-Masagi Koffee, 7 Oktober 2018-
Maranara edisi Sang
Pemeluk
Diiringi “Lovely Day” dari Bill
Withers, sejumlah manusia berbagi peluk dan tawa di pekarangan Masagi Koffee
yang lapang. Dari jarak yang tidak terlalu jauh dari situ, saya berdiri sebagai
pengamat. Saya ikut menikmati kegembiraan sambil mencoba memahami mengapa saya
bisa ada di sana hari itu.
foto: Doly Harahap |
Tepat seminggu sebelum acara, saya
dihubungi oleh gadis Libra bernama Ayesh.
Halo Teh Dea!
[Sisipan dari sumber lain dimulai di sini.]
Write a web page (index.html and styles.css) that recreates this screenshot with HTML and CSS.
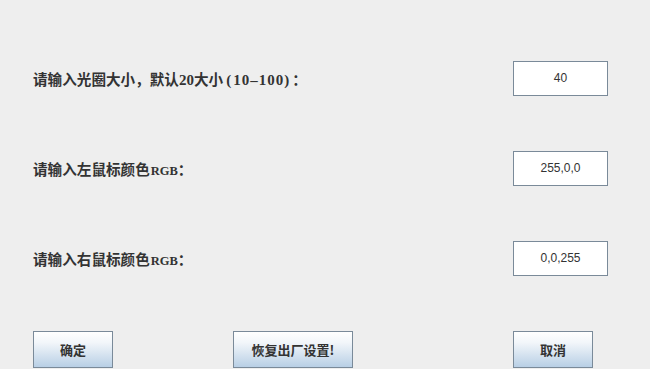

Jadi
gini, temen aku mau buat acara penutupan karyanya yang judulnya Maranara,
namanya @inilahniko. Akan mengundang Bubbukeni sebagai pengisi acara. Bubbukeni
idein untuk acaranya akan ada booth-booth reading gitu. Aku minta Teh Novi
untuk tarot reading, satunya lagi mungkin Teh Dea untuk zodiac reading.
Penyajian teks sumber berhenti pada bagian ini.